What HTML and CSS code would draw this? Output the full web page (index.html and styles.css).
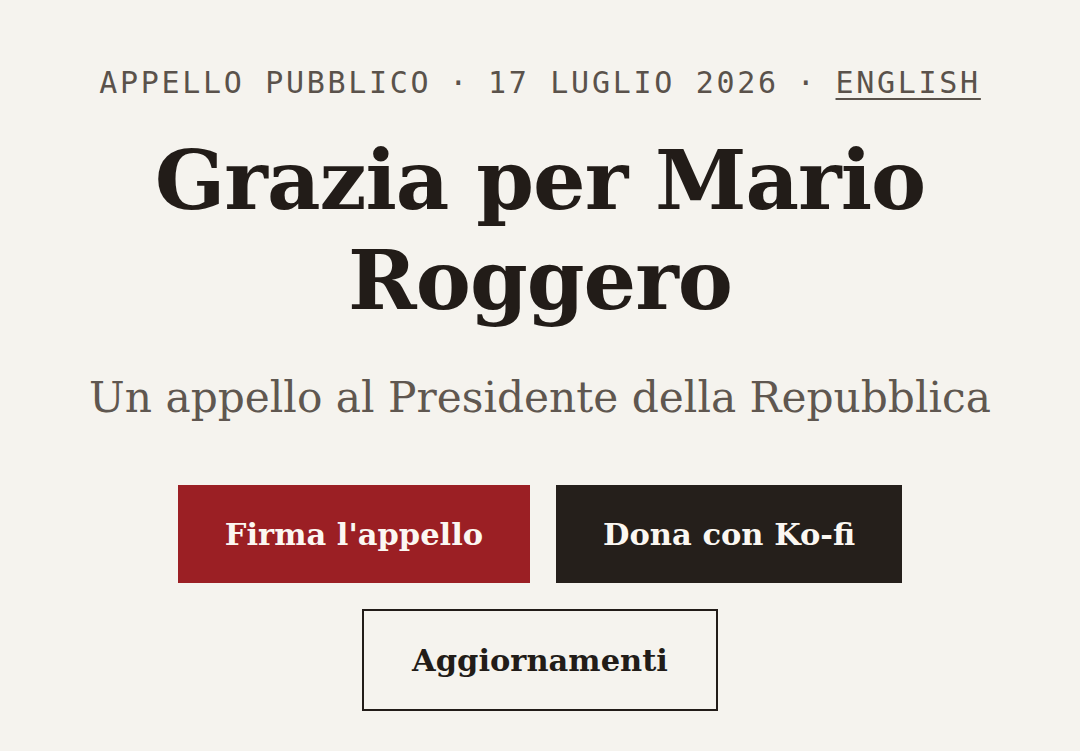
FILE: index.html
```html
<!doctype html>
<html lang="it">
  <head>
    <meta charset="UTF-8" />
    <meta name="viewport" content="width=device-width, initial-scale=1.0" />
    <title>Grazia per Mario Roggero</title>
    <link rel="stylesheet" href="styles.css">
  </head>
  <body>
    <header class="hero">
      <p class="kicker">
        <span>Appello pubblico</span>
        <span class="dot">·</span>
        <span>17 luglio 2026</span>
        <span class="dot">·</span>
        <a href="#" class="lang">English</a>
      </p>
      <h1>Grazia per Mario Roggero</h1>
      <p class="subtitle">Un appello al Presidente della Repubblica</p>
      <div class="actions">
        <a href="#" class="btn btn-red">Firma l'appello</a>
        <a href="#" class="btn btn-dark">Dona con Ko-fi</a>
        <a href="#" class="btn btn-outline">Aggiornamenti</a>
      </div>
    </header>
  </body>
</html>
```

FILE: styles.css
```css
/* Page */
body {
  margin: 0;
  background-color: #f5f3ee;
  color: #221c18;
  font-family: "DejaVu Serif", "Liberation Serif", serif;
}

.hero {
  display: flex;
  flex-direction: column;
  align-items: center;
  text-align: center;
  padding: 65px 40px 0;
}

/* Top line */
.kicker {
  margin: 0;
  font-family: "DejaVu Sans Mono", "Liberation Mono", monospace;
  font-size: 30px;
  letter-spacing: 2.7px;
  text-transform: uppercase;
  color: #5a524b;
  display: flex;
  gap: 18px;
}

.kicker .lang {
  color: #5a524b;
  text-decoration: underline;
  text-underline-offset: 5px;
  text-decoration-thickness: 2px;
}

h1 {
  margin: 30px 0 0;
  font-size: 82.7px;
  line-height: 100px;
  font-weight: bold;
  letter-spacing: -1px;
  max-width: 820px;
}

.subtitle {
  margin: 43px 0 0;
  font-size: 42.3px;
  font-weight: 300;
  color: #5f5750;
}

/* Buttons */
.actions {
  display: flex;
  flex-wrap: wrap;
  justify-content: center;
  gap: 26px;
  max-width: 760px;
  margin-top: 63px;
}

.btn {
  display: inline-flex;
  align-items: center;
  justify-content: center;
  height: 98px;
  padding: 0 47px;
  box-sizing: border-box;
  font-size: 30.5px;
  font-weight: bold;
  text-decoration: none;
}

.btn-red {
  background-color: #9b1f24;
  color: #fbf7f2;
}

.btn-dark {
  background-color: #251f1b;
  color: #fbf7f2;
}

.btn-outline {
  height: 102px;
  padding: 0 48px;
  border: 2px solid #221c18;
  color: #221c18;
}
```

## EXERCISE OBJECTIVE
Working from the material above, state how many lines contain "styles"; give only the number.

## COMPLETED TASK
3